To better understand, what is "five-length speed" and "in foot pocket"?
There are so many terms to be learned in this Forum....so little time.
I think Dr. Dave has a pretty good pool dictionary on his site, but by "five-length speed" I meant hard enough to travel five lengths of the table. Most speed scales are based how many lengths of the table the ball will travel if it is going straight up and down the long string.Thanks.
To better understand, what is "five-length speed" and "in foot pocket"?
There are so many terms to be learned in this Forum....so little time.
The foot of the table is the end where the balls are racked. The head of the table is where you break from. A foot pocket is one that is adjacent to the foot rail. A list of the parts of a table is in the official rules definitions, but the diagram is missing.
With dead cushions, it is impossible to get five lengths unless the cue ball is flying from rail to rail. It isn't hard to do this, you just have to jack up a little. And pay for the broken lights and windows. I've managed to send the cue ball over the far end cushion on the second trip.

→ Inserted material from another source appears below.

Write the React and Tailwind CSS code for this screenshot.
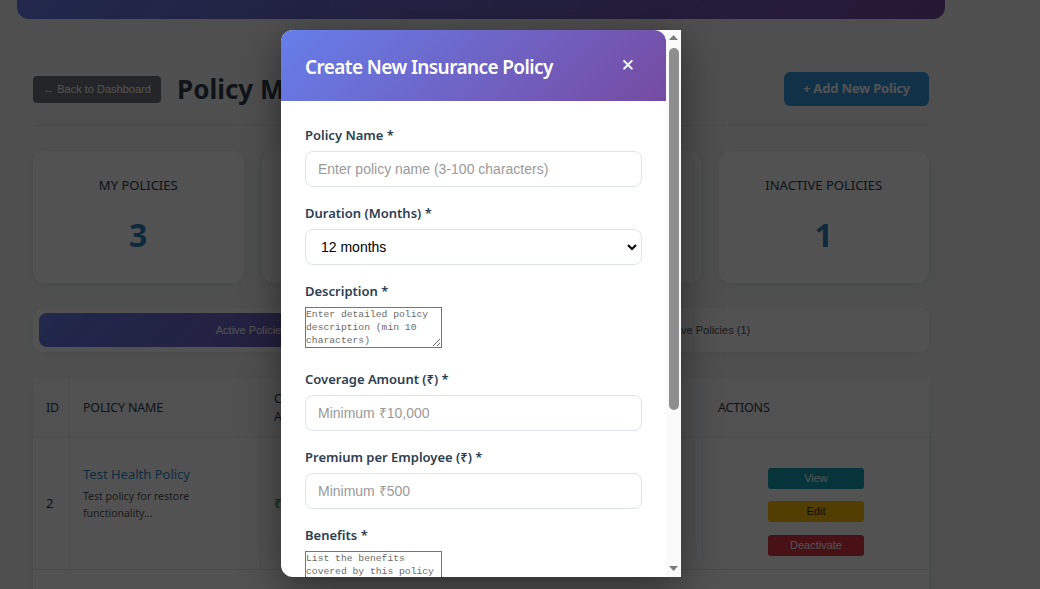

Can anyone here offer a clear definition of "release point?" So far we don't have one.
![CropperCapture[7].png](https://forums.azbilliards.com/data/attachments/103/103791-f310a2372147d3cb892cbb745be0dcb0.jpg?hash=8xCiNyFH08 "CropperCapture[7].png")
Thanks,
I understand "five-length speed" would be around <30 mph when breaking a rack or clusters of balls.
I read "in foot pocket" and the visual image was an OB in the jaws, but I now understanc that it was in[to] a foot pocket.
Also thanks for the diagram of the table...we don't use many of the terms contained therein at the bowling alley that I shoot at.
But...where's the kitchen? Just kidding.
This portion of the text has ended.